The alt/club distinction is losing all meaning. There’s just as high a percentage of hack alt comics as there are hack club comics.
I think it’s a little shortsighted for new comics to focus solely on any one scene. You need to learn both skill sets before you decide to specialize. You gotta learn the chords before you get all experimental, right? No seriously, is that how music works? I have no idea how music works.
FPH: You just performed at Houston Whatever Fest in your underwear, and you ran a game show type of format for Monday Punday at one of the afterparties. Can you explain the premise behind performing almost nude and do you plan on making Monday Punday into something other than what’s on the website?
MATTHEW BROUSSARD: The underwear show just seemed like a fun challenge. I’ve done it before in Atlanta and it forces you to be a little more flexible. Also, I’m extremely vain. Just worth noting-that crowd was outstanding.
I am indeed working on doing something bigger with mondaypunday.com but that’s about all I can say. Stay tuned.
FPH: With all that’s been happening with your career on the rise, is there a chance we’ll see an album sometime soon?
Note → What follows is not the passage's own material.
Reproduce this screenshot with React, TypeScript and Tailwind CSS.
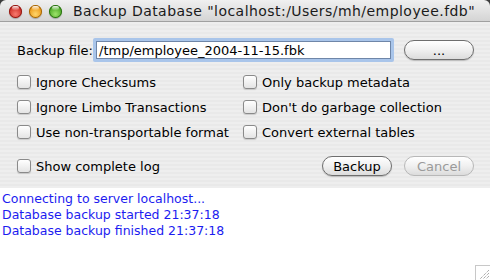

MATTHEW BROUSSARD: Putting out an album has always been my highest aspiration in comedy. Good albums stay with you. I remember being in fifth grade listening to Carlin’s album over and over again. I remember how many times I listened to Tosh’s “True Stories I Made Up” and more recently Mulaney’s “New in Town. “
No timeline yet, but it’s something I’m constantly working toward.
FPH: What’s your definition of a successful career in comedy?
MATTHEW BROUSSARD: All I know is that I was just as happy back when I had to use vacation days to go feature for a weekend in Dallas. Success is when you’re proud of your work, when you feel the material you put out is both entertaining and original.
It’s hard to believe that someone with such early on success is still so humble. While he works on perfecting his hour, you can keep up with him on mondaypunday.com, as well as Facebook and Twitter. Keep an eye on him, because when you’re on the roll he’s been on in recent years, he definitely has all of the makings of someone who’ll be bigger with each passing year.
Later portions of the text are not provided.